We Are the Shepherds

(Essay; US: 5 Dec 2006; UK: 27 Nov 2006)

It’s rumored that cosmonaut Yuri Gagarin, the first man in space, came from a family of shepherds. Forget space travel and moon landings, the very idea that dub pioneer Lee “Scratch” Perry can live on the surface of Switzerland, opens a universe of musical possibilities. O.M.F.O.’s merging of Eastern folk and Kraftwerkian dub on the Essay label is therefore only as surprising as, say, finding Osama bin Laden in his cave listening to Joe Meek.


O.M.F.O. [aka German Popov] cuts between what sounds like dizzying swirls as pleasantly off-kilter as some of Mr Quintron’s instrumental noodlings, the vodka-soaked high-speed snake charms of a cossack in an echo chamber, goat herding gamers horn-blowing to a “Blue Monday” backbeat,  disco for cows, Russian tango, synthesized jaw’s harp, accordians in a dub orbit around jangling Dr Shivago mandolin, fake gunshots, lush snot-blocked vocals on a bed of circus synth-organ and theremin, casio cartoon doodles, mighty space invader guitar, and unfortunately something which approaches the true horror that is… pan pipes. Not all in the same song, thankfully, but in a relaxed way across the entire disc.


The record ends with the stately throb and twitch of “2007 Baran Odyssey”, which could be a reference to the Iranian film Baran. Overall, my tastes would have prefered more space and dub, so at times O.M.F.O.‘s sheer sonic dervishness made me feel like having a lie down. There were though, fleeting moments which almost recall the most genuinely psychedelic piece of music I have ever heard: Marta Sebestyen’s “Repülj Madár, Repülj”.

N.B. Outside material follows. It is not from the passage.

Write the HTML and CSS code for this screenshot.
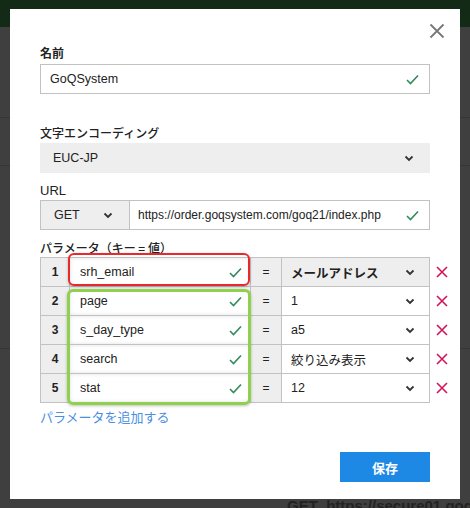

Let’s not pretend Space is what it once was. As I write, Canadian company Element 21 Golf has paid the Russians for a flight engineer Mikhail Tyurin to hit a golf ball in space, using a gold-plated six-iron, Pizza Hut have their logo on the side of a rocket and the reality of space tourism hasn’t so much dawned, as gone to the gym on it’s way for morning coffee while the rest of us have turned over and gone back to sleep. This is the follow up to Trans Balkan Express, twice plundered by Sacha Baron Cohen for the Borat soundtrack, an association O.M.F.O. may yet regret. He’s unlikely to regret Eva van Dam’s magnificent artwork though, depicting a cosmonaut gazing fondly at a departing rocketship while helmeted sheep gather nearby. The merging of exploration and traditional earthbound concerns is perfection.


Not quite one steppe beyond then, but We Are the Shepherds gets off the ground. Equal parts brilliantly awful and awfully brilliant.